3.4. In sostanza, l’istanza tesa ad ottenere l’indennità speciale “una tantum” risulta essere stata tempestivamente avanzata rispetto al termine semestrale previsto dall’art. 7 del D.P.R. n. 738/81 (sei mesi dalla comunicazione del giudizio di riforma parziale), ma il diniego risulta correttamente motivato dal fatto che, essendo essa assimilata ad un istanza di aggravamento, sono state applicate anche le norme previste per l’aggravamento di cui all’art. 14, co. 4, del D.P.R. n. 461/01.
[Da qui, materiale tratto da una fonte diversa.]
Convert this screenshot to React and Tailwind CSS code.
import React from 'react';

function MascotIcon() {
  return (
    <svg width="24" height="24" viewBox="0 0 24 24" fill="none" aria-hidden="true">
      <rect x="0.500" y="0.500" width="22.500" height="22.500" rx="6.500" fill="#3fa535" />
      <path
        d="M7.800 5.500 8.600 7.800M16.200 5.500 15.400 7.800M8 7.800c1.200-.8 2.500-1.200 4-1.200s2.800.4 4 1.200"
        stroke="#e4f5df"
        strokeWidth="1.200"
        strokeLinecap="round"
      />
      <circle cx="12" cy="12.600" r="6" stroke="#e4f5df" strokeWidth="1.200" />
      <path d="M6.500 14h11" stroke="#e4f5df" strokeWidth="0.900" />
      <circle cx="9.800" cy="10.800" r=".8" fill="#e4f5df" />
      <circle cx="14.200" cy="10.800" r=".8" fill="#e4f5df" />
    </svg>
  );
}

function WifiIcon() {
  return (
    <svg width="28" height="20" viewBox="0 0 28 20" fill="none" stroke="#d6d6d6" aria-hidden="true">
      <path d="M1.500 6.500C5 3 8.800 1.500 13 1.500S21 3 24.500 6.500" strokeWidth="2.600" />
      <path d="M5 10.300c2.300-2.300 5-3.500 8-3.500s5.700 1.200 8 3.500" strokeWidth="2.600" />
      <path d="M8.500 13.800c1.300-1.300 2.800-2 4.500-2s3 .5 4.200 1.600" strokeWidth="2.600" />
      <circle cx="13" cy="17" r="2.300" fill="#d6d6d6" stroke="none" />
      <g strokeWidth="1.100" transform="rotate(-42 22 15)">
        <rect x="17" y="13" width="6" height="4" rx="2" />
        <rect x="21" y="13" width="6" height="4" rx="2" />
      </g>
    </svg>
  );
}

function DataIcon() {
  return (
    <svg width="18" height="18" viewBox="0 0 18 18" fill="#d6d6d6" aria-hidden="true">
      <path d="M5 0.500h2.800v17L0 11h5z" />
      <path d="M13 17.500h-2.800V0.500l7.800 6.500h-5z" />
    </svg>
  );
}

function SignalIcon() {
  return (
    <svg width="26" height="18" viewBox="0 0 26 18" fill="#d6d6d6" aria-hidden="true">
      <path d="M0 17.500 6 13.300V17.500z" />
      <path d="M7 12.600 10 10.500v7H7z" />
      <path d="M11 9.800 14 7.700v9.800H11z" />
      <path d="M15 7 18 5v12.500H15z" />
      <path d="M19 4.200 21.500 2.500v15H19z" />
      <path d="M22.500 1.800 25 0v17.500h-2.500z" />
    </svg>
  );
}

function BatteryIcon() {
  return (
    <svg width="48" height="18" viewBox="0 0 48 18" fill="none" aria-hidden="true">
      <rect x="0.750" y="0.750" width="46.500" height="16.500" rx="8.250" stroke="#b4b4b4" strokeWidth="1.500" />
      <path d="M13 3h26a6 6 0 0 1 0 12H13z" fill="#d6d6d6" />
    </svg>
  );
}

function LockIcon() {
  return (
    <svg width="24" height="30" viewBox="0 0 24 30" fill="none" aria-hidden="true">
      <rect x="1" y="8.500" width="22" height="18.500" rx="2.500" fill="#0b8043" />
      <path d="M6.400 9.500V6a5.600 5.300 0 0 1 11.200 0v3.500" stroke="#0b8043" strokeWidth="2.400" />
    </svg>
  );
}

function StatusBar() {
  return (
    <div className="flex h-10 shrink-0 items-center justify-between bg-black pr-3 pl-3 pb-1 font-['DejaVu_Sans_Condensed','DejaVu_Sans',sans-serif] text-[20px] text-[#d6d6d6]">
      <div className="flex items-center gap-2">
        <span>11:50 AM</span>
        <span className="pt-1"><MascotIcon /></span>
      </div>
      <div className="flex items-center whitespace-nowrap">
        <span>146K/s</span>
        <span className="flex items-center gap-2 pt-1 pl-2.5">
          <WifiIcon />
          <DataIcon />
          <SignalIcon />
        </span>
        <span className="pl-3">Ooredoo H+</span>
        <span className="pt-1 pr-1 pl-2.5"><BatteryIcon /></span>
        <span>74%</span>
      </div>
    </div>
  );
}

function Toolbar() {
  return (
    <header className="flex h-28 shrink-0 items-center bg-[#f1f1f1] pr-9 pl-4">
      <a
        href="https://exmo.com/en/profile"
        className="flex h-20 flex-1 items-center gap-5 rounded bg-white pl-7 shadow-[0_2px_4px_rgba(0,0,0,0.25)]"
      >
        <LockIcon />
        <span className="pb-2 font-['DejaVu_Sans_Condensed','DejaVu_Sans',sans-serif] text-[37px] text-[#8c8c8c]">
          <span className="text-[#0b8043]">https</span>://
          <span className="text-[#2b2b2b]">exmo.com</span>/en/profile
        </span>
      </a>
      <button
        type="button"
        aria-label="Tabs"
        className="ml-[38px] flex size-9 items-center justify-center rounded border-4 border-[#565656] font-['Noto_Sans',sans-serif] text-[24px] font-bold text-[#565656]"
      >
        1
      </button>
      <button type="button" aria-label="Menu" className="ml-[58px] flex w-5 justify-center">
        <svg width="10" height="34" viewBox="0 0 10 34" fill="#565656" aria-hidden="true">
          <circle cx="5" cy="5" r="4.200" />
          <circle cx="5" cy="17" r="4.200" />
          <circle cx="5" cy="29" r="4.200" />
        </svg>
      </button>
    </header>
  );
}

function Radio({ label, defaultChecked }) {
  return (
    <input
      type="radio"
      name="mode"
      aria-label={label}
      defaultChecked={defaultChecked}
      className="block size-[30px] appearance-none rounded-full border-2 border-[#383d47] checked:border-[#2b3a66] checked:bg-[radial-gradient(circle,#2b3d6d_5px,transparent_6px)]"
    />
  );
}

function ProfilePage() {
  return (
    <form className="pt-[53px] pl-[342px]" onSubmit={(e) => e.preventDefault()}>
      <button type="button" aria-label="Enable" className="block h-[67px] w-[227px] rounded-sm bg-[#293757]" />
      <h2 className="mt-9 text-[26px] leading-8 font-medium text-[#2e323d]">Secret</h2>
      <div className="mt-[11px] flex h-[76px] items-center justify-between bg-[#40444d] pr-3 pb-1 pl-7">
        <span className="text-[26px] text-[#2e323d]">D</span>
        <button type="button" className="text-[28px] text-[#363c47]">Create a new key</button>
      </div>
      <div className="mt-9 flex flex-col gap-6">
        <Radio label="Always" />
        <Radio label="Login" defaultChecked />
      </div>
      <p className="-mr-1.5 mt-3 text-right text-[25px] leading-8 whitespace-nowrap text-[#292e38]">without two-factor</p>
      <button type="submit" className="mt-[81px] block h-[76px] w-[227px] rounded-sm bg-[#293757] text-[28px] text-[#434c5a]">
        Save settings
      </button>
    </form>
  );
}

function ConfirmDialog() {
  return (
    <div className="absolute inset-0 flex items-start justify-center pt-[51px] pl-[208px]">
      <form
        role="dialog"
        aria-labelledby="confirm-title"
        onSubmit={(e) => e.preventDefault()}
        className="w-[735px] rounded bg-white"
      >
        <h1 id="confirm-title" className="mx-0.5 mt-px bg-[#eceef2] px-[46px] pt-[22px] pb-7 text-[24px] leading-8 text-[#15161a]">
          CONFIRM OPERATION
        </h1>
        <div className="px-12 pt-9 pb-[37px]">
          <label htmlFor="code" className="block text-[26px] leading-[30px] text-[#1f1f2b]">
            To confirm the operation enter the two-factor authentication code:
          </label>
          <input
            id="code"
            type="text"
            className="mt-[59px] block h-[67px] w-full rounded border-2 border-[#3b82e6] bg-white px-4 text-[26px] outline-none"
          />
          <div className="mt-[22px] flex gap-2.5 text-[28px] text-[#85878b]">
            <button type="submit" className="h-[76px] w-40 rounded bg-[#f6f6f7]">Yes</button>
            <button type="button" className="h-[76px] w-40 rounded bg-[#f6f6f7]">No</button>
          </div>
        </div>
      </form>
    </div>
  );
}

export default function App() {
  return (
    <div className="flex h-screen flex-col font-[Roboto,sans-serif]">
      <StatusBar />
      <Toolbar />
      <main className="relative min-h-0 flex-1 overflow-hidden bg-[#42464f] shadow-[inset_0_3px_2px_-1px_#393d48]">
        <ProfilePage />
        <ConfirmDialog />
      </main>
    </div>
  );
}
Non assume particolare rilievo al riguardo il fatto che l’interessato, con l’istanza del 7 gennaio 2010, abbia chiesto il riconoscimento della dipendenza da causa di servizio e non la revisione per aggravamento, posto che dal giudizio diagnostico espresso dalla C.M.O. emerge che tale richiesta aveva ad oggetto la medesima infermità-OMISSIS- già indennizzata come dipendente da causa di servizio e asseritamente aggravatasi.
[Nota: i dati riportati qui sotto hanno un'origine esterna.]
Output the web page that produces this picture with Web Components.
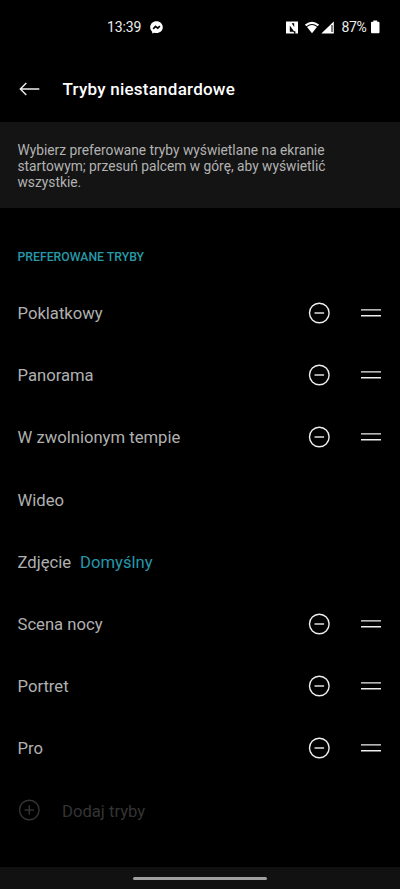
<!DOCTYPE html>
<html lang="pl">
<head>
<meta charset="utf-8">
<title>Tryby niestandardowe</title>
<style>
html,body{margin:0;background:#000}
body{font-family:Roboto,"Noto Sans",sans-serif;width:400px;height:889px;overflow:hidden}
</style>
</head>
<body>
<modes-screen></modes-screen>
<script>
const define = (name, html) => customElements.define(name, class extends HTMLElement {
  constructor() {
    super();
    this.attachShadow({mode: 'open'}).innerHTML = html;
  }
});

define('status-bar', `
<style>
:host{display:flex;align-items:center;height:54px;box-sizing:border-box;padding:0 20.5px 0 107px;color:#ececec;font-size:14px;line-height:16px}
svg{display:block;flex:none}
.time{width:42.5px;letter-spacing:-.1px}
.gap{flex:1}
.nfc{margin-right:7.5px}.wifi{margin-right:2px}.signal{margin-right:7.5px}
.pct{width:29.5px;letter-spacing:-.4px;white-space:nowrap}
</style>
<span class="time">13:39</span>
<svg width="13" height="13" viewBox="0 0 13 13"><path fill="#fff" d="M6.5.3C2.9.3.2 2.9.2 6.3c0 1.8.7 3.3 2 4.4v1.9l2-.8c.7.2 1.5.3 2.3.3 3.6 0 6.3-2.5 6.3-5.8S10.1.3 6.5.3z"/><path d="M3.2 7.9l2.3-2.5 2.2 1.7 2.2-2" fill="none" stroke="#000" stroke-width="1.6"/></svg>
<span class="gap"></span>
<svg class="nfc" width="12" height="13" viewBox="0 0 12 13"><path fill="#fff" d="M0 .5h2.600v12H0zM9.400.5H12v12H9.400zM2.600.5h1.800l3.800 5.600V2.200H4.800V.5h4.600v9.700H8L3.800 4.500v6.300h3.500l1.300 1.700h-6z"/></svg>
<svg class="wifi" width="14" height="13" viewBox="0 0 14 13"><path d="M.6 4.500Q7-.8 13.400 4.500" fill="none" stroke="#fff" stroke-width="2.200"/><path fill="#fff" d="M2 5.900q5-4 10 0L7 12.200z"/></svg>
<svg class="signal" width="13" height="13" viewBox="0 0 13 13"><path fill="#fff" d="M12.800.5v12H.3z"/><path d="M11 4v7" stroke="#000" stroke-width="1"/></svg>
<span class="pct">87%</span>
<svg width="8.5" height="14" viewBox="0 0 9 14"><path fill="#fff" d="M2.500 0h4v1.500H8q1 0 1 1v10q0 1-1 1H1q-1 0-1-1v-10q0-1 1-1h1.500z"/></svg>
`);

define('app-header', `
<style>
:host{display:flex;align-items:center;height:68px;box-sizing:border-box;padding:2px 0 0 19px;color:#fff}
svg{display:block;width:21px;margin-right:22.5px}
h1{margin:0;font-size:17px;letter-spacing:.24px;line-height:22px;font-weight:500;white-space:nowrap}
</style>
<svg height="14" viewBox="0 0 21 14"><path d="M20.300 7H1.500M7.300 1L1.300 7l6 6" fill="none" stroke="#eee" stroke-width="1.400"/></svg>
<h1><slot></slot></h1>
`);

define('info-banner', `
<style>
:host{display:block;height:86px;box-sizing:border-box;background:#141414;padding:20px 17.5px 0;color:#b2b2b2;font-size:13.78px;line-height:16px;white-space:nowrap}
</style>
<slot></slot>
`);

define('section-title', `
<style>
:host{display:block;height:73.8px;box-sizing:border-box;padding:41px 17.5px 0;color:#269aa8;font-size:12.25px;line-height:16px;font-weight:500;white-space:nowrap}
</style>
<slot></slot>
`);

define('circle-icon', `
<style>
:host{display:block;width:22px;height:22px;color:#eee}
svg{display:block}
.v{display:none}
:host([plus]) .v{display:inline}
:host([plus]){color:#343434}
</style>
<svg width="22" height="22" viewBox="0 0 22 22" fill="none" stroke="currentColor" stroke-width="1.400"><circle cx="11.300" cy="11" r="9.800"/><path d="M6.500 11h9.600"/><path class="v" d="M11.300 6.200v9.600"/></svg>
`);

define('mode-row', `
<style>
:host{display:flex;align-items:center;height:62.2px;box-sizing:border-box;padding:0 19px 0 17.5px;color:#b0b0b0;font-size:16.65px;line-height:20px;white-space:nowrap}
.label{flex:1;padding-top:2.4px}
.controls{display:flex;align-items:center;gap:31px}
:host([fixed]) .controls{display:none}
::slotted(b){color:#2498aa;font-weight:400;margin-left:9px}
svg{display:block}
</style>
<span class="label"><slot></slot></span>
<span class="controls"><circle-icon></circle-icon><svg width="20" height="12" viewBox="0 0 20 12"><path d="M0 2.900h20M0 8.700h20" stroke="#eee" stroke-width="1.400"/></svg></span>
`);

define('add-row', `
<style>
:host{display:flex;align-items:center;height:62.2px;padding-left:18px;color:#343434;font-size:16.65px;line-height:20px;white-space:nowrap}
span{margin-left:22px;padding-top:2.4px}
</style>
<circle-icon plus></circle-icon><span><slot></slot></span>
`);

define('nav-bar', `
<style>
:host{display:flex;justify-content:center;height:22px;box-sizing:border-box;padding-top:10px;background:#111}
i{display:block;width:134px;height:3px;border-radius:2px;background:#a0a0a0}
</style>
<i></i>
`);

define('modes-screen', `
<style>
:host{display:flex;flex-direction:column;width:400px;height:889px;background:#000;overflow:hidden}
main{flex:1}
</style>
<status-bar></status-bar>
<app-header>Tryby niestandardowe</app-header>
<info-banner>Wybierz preferowane tryby wyświetlane na ekranie<br>startowym; przesuń palcem w górę, aby wyświetlić<br>wszystkie.</info-banner>
<main>
<section-title>PREFEROWANE TRYBY</section-title>
<mode-row>Poklatkowy</mode-row>
<mode-row>Panorama</mode-row>
<mode-row>W zwolnionym tempie</mode-row>
<mode-row fixed>Wideo</mode-row>
<mode-row fixed>Zdjęcie<b>Domyślny</b></mode-row>
<mode-row>Scena nocy</mode-row>
<mode-row>Portret</mode-row>
<mode-row>Pro</mode-row>
<add-row>Dodaj tryby</add-row>
</main>
<nav-bar></nav-bar>
`);
</script>
</body>
</html>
In conclusione, la richiamata normativa di riferimento prevede che entro cinque anni dalla notifica del provvedimento concessivo dell’equo indennizzo, in caso di aggravamento dell’infermità menomativa dell’integrità fisica, il dipendente può chiedere per una sola volta all’Amministrazione di appartenenza la revisione del beneficio già concesso; mentre, nel caso di specie, di fatto, il dipendente ha chiesto per due volte la revisione per aggravamento dell’equo indennizzo già fruito per l’infermità indicata.
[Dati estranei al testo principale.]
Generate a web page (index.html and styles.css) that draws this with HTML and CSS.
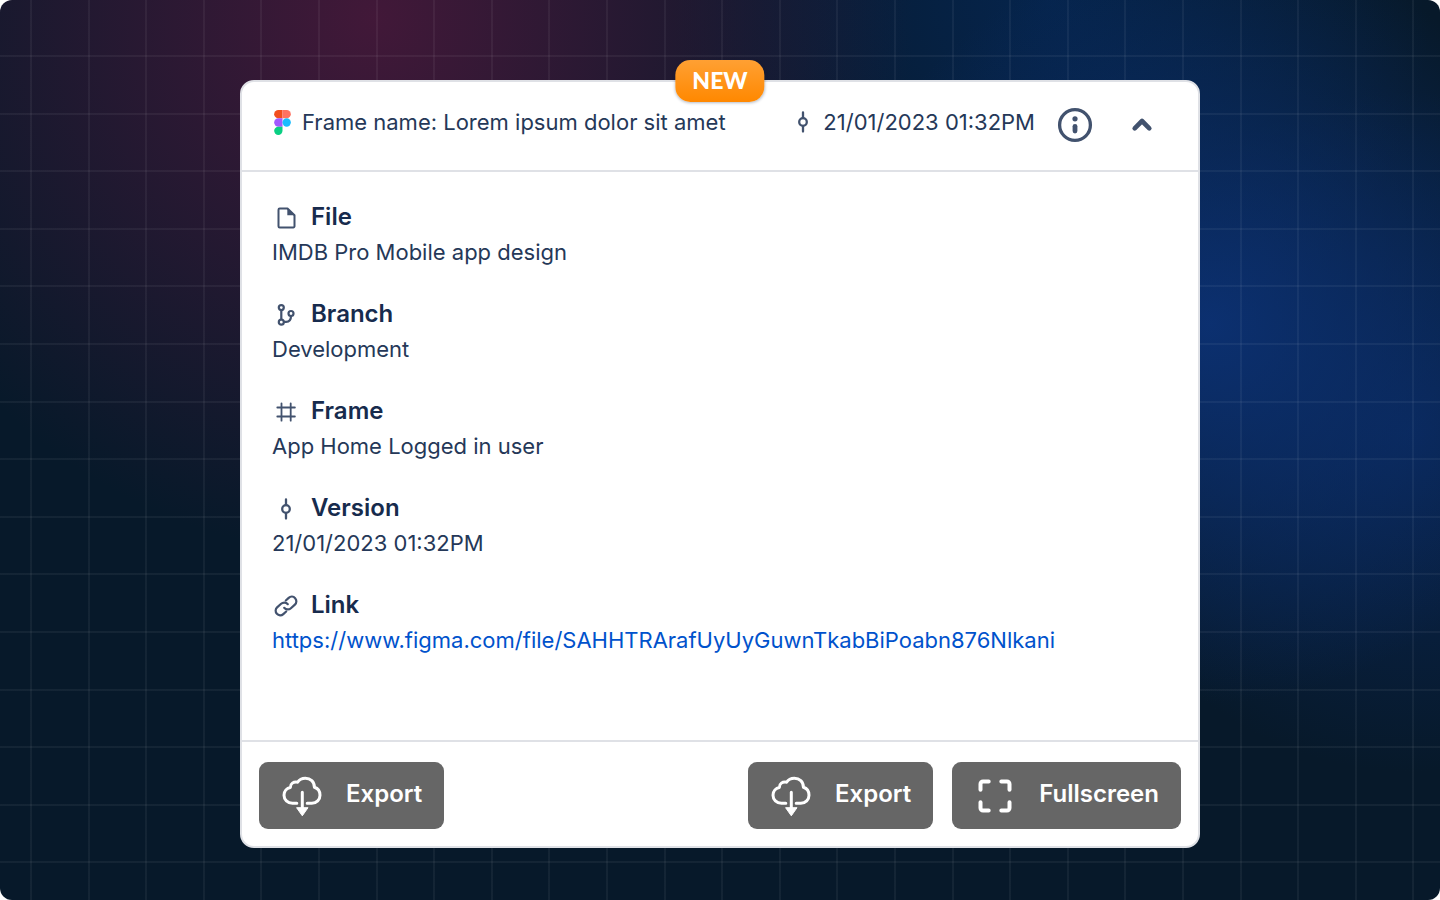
FILE: index.html
```html
<!DOCTYPE html>
<html lang="en">
<head>
<meta charset="utf-8">
<title>Frame details</title>
<link rel="stylesheet" href="styles.css">
</head>
<body>
<svg class="sprite" aria-hidden="true">
  <symbol id="commit" viewBox="0 0 28 28"><g fill="none" stroke="currentColor" stroke-width="2.3" stroke-linecap="round"><circle cx="14" cy="14" r="3.8"/><path d="M14 4.5v5.7M14 17.8v5.7"/></g></symbol>
  <symbol id="cloud" viewBox="0 0 44 44"><path d="M16.8 29.2H12.5C7.5 29.2 4 25.700 4 21.200C4 17 7 14 10.400 13.400C10.300 9.500 13.300 7.600 17.600 8.200C19.300 5.500 22.200 4.200 25.300 4.200C30.500 4.200 34.400 7.800 34.400 13.200C37.700 14.200 40 17.400 40 21.200C40 25.700 36.600 29.200 31.800 29.200H27.200M22.300 18.200V34.500" fill="none" stroke="currentColor" stroke-width="3" stroke-linecap="round" stroke-linejoin="round"/><path d="M16.600 33.700h11.400L22.300 41.800z" fill="currentColor" stroke="currentColor" stroke-linejoin="round"/></symbol>
</svg>
<main class="stage">
  <article class="card">
    <span class="badge">NEW</span>
    <header class="card-header">
      <div class="title">
        <svg class="figma" viewBox="0 0 16 24" aria-hidden="true"><path d="M8 0H4a4 4 0 0 0 0 8h4z" fill="#f24e1e"/><path d="M8 0h4a4 4 0 0 1 0 8H8z" fill="#ff7262"/><path d="M8 8H4a4 4 0 0 0 0 8h4z" fill="#a259ff"/><circle cx="12" cy="12" r="4" fill="#1abcfe"/><path d="M8 16H4a4 4 0 1 0 4 4z" fill="#0acf83"/></svg>
        <span>Frame name: Lorem ipsum dolor sit amet</span>
      </div>
      <div class="meta">
        <svg class="icon" aria-hidden="true"><use href="#commit"/></svg>
        <time datetime="2023-01-21T13:32">21/01/2023 01:32PM</time>
      </div>
      <button class="icon-button" type="button" aria-label="Information"><svg viewBox="0 0 36 36"><circle cx="18" cy="18" r="15.400" fill="none" stroke="currentColor" stroke-width="3.300"/><circle cx="18" cy="11.800" r="2.600" fill="currentColor"/><path d="M18 19.300v4.700" stroke="currentColor" stroke-width="4.800" stroke-linecap="round"/></svg></button>
      <button class="icon-button collapse" type="button" aria-label="Collapse"><svg viewBox="0 0 36 36"><path d="M10.700 21.300L18 14l7.300 7.300" fill="none" stroke="currentColor" stroke-width="4.600" stroke-linecap="round" stroke-linejoin="round"/></svg></button>
    </header>
    <dl class="details">
      <div>
        <dt><svg class="icon" viewBox="0 0 28 28" aria-hidden="true"><path d="M15.500 4.500H7.700a1.200 1.200 0 0 0-1.200 1.200v16.600a1.200 1.200 0 0 0 1.200 1.200h13.600a1.200 1.200 0 0 0 1.200-1.200V11.300z" fill="none" stroke="currentColor" stroke-width="2" stroke-linejoin="round"/><path d="M15.300 4.300V11.300H22.700z" fill="currentColor"/></svg>File</dt>
        <dd>IMDB Pro Mobile app design</dd>
      </div>
      <div>
        <dt><svg class="icon" viewBox="0 0 28 28" aria-hidden="true"><g fill="none" stroke="currentColor" stroke-width="2.200"><circle cx="9.300" cy="6.600" r="2.500"/><circle cx="9.300" cy="21.200" r="2.500"/><circle cx="19" cy="12.500" r="2.500"/><path d="M9.300 9.100v9.600M11.800 20.800h2.300c3.400 0 4.900-2 4.900-5.800"/></g></svg>Branch</dt>
        <dd>Development</dd>
      </div>
      <div>
        <dt><svg class="icon" viewBox="0 0 28 28" aria-hidden="true"><path d="M9.500 5.300v17.400M18.700 5.300v17.400M5.300 9.500h17.600M5.300 18.500h17.600" fill="none" stroke="currentColor" stroke-width="1.800" stroke-linecap="round"/></svg>Frame</dt>
        <dd>App Home Logged in user</dd>
      </div>
      <div>
        <dt><svg class="icon" aria-hidden="true"><use href="#commit"/></svg>Version</dt>
        <dd>21/01/2023 01:32PM</dd>
      </div>
      <div>
        <dt><svg class="icon" viewBox="-2 -2 28 28" aria-hidden="true"><g fill="none" stroke="currentColor" stroke-width="2.200" stroke-linecap="round" stroke-linejoin="round"><path d="M10.200 13.800a4.700 4.700 0 0 0 6.700.4l4-3.600a4.500 4.500 0 0 0-6.200-6.700l-2.900 2.600"/><path d="M13.800 10.200a4.700 4.700 0 0 0-6.700-.4l-4 3.600a4.500 4.500 0 0 0 6.200 6.700l2.900-2.600"/></g></svg>Link</dt>
        <dd><a href="#">https://www.figma.com/file/SAHHTRArafUyUyGuwnTkabBiPoabn876Nlkani</a></dd>
      </div>
    </dl>
    <footer class="card-footer">
      <button class="action" type="button"><svg aria-hidden="true"><use href="#cloud"/></svg>Export</button>
      <button class="action push" type="button"><svg aria-hidden="true"><use href="#cloud"/></svg>Export</button>
      <button class="action" type="button"><svg viewBox="0 0 44 44" aria-hidden="true"><path d="M7.500 15.700V10a2.500 2.500 0 0 1 2.500-2.500h5.700M28.300 7.500H34a2.500 2.500 0 0 1 2.500 2.500v5.700M36.500 28.300V34a2.500 2.500 0 0 1-2.500 2.500h-5.700M15.700 36.500H10A2.500 2.500 0 0 1 7.500 34v-5.700" fill="none" stroke="currentColor" stroke-width="4" stroke-linecap="round"/></svg>Fullscreen</button>
    </footer>
  </article>
</main>
</body>
</html>
```

FILE: styles.css
```css
* { box-sizing: border-box; }

body {
  margin: 0;
  background: #fff;
  color: #253858;
  font: 22px/36px Inter, "Liberation Sans", sans-serif;
}

.sprite { position: absolute; width: 0; height: 0; }

.stage {
  min-height: 100vh;
  padding: 80px 24px 52px;
  border-radius: 12px;
  background:
    repeating-linear-gradient(90deg, transparent 0 30px, rgba(255, 255, 255, .05) 30px 32px, transparent 32px 4vw),
    repeating-linear-gradient(180deg, transparent 0 55px, rgba(255, 255, 255, .05) 55px 57px, transparent 57px 4vw),
    radial-gradient(circle at 26% 2%, rgba(72, 24, 58, .9), rgba(60, 24, 58, 0) 540px),
    radial-gradient(circle at 84% 36%, rgba(12, 50, 118, .9), rgba(12, 50, 118, 0) 380px),
    radial-gradient(circle at 73% 0, rgba(5, 40, 88, .75), rgba(5, 40, 88, 0) 380px),
    radial-gradient(circle at 98% 48%, rgba(10, 42, 98, .75), rgba(10, 42, 98, 0) 340px),
    #07192a;
}

.card {
  position: relative;
  max-width: 960px;
  margin: 0 auto;
  border: 2px solid #dfe1e6;
  border-radius: 14px;
  background: #fff;
}

.badge {
  position: absolute;
  top: -22px;
  left: 50%;
  transform: translateX(-50%);
  padding: 0 17px 2px;
  border-radius: 15px;
  background: linear-gradient(#ffa033, #ff8800);
  box-shadow: 0 1px 3px rgba(9, 30, 66, .3);
  color: #fff;
  font: 900 23px/40px Lato, sans-serif;
}

.card-header {
  display: flex;
  align-items: flex-start;
  height: 90px;
  padding: 22px 38px 0 32px;
  border-bottom: 2px solid #dfe1e6;
}

.title, .meta { display: flex; align-items: center; }
.title { flex: 1; gap: 11px; }
.meta { gap: 6px; }
.figma { width: 17px; height: 25px; }
.icon { width: 28px; height: 28px; color: #42526e; }

.icon-button {
  display: flex;
  margin: 3px 0 0 22px;
  padding: 0;
  border: 0;
  background: none;
  color: #42526e;
}
.icon-button svg { width: 36px; height: 36px; }
.collapse { margin-left: 31px; }

.details {
  display: grid;
  gap: 27px;
  margin: 0;
  padding: 28px 30px 82px;
}
dt {
  display: flex;
  align-items: center;
  gap: 11px;
  color: #172b4d;
  font-size: 24px;
  font-weight: 600;
  line-height: 34px;
}
dt .icon { margin-top: 2px; }
dd { margin: 0; overflow-wrap: anywhere; }
a { color: #0052cc; text-decoration: none; }

.card-footer {
  display: flex;
  flex-wrap: wrap;
  gap: 19px;
  padding: 20px 17px 17px;
  border-top: 2px solid #dfe1e6;
}
.action {
  display: flex;
  align-items: flex-start;
  gap: 22px;
  padding: 12px 22px 11px 21px;
  border: 0;
  border-radius: 9px;
  background: #666;
  color: #fff;
  font: 600 24px/40px Inter, "Liberation Sans", sans-serif;
}
.action svg { width: 44px; height: 44px; }
.push { margin-left: auto; }
```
4. Alla luce delle considerazioni che precedono, il Collegio ritiene che il provvedimento contestato dal dipendente risulta corretto – avuto riguardo a quanto stabilito dall’art. 14, co. 4, del D.P.R. n. 461/01 – e, quindi, l’appello deve essere accolto e, per l’effetto, in riforma della sentenza del TAR per la Sardegna, Sez. III, n. -OMISSIS-, il ricorso di primo grado debba essere respinto.

5. Ritenuto che sussistano i presupposti di cui all’articolo 52, commi 1 e 2, del decreto legislativo 30 giugno 2003, n. 196, e del Regolamento (UE) 2016/679 del Parlamento europeo e del Consiglio del 27 aprile 2016, a tutela dei diritti o della dignità della parte interessata, manda alla Segreteria di procedere all’oscuramento delle generalità nonché di qualsiasi dato idoneo a rivelare lo stato di salute dell’appellato.

6. Sussistono gravi ed eccezionali motivi – alla particolare natura della controversia, della vicenda e delle questioni trattate – per compensare le spese dei due gradi di giudizio tra le parti in causa.

P.Q.M.

Il Consiglio di Stato in sede giurisdizionale (Sezione Quarta), definitivamente pronunciando sull’appello, come in epigrafe proposto,

  • accoglie l’appello e, per l’effetto, in riforma della sentenza del TAR per la Sardegna, Sez. III, n. -OMISSIS-, respinge il ricorso di primo grado;
  • dispone l’integrale compensazione delle spese dei due gradi di giudizio tra le parti in causa;
  • ordina che la presente sentenza sia eseguita dalla competente autorità amministrativa.

Ritenuto che sussistano i presupposti di cui di cui all’articolo 52, commi 1 e 2, del decreto legislativo 30 giugno 2003, n. 196, e all’articolo 9, paragrafi 1 e 4, del Regolamento (UE) 2016/679 del Parlamento europeo e del Consiglio del 27 aprile 2016 e all’articolo 2-septies del decreto legislativo 30 giugno 2003, n. 196, come modificato dal decreto legislativo 10 agosto 2018, n. 101, manda alla Segreteria di procedere, in qualsiasi ipotesi di diffusione del presente provvedimento, all’oscuramento delle generalità nonché di qualsiasi dato idoneo a rivelare lo stato di salute delle parti o di persone comunque ivi citate.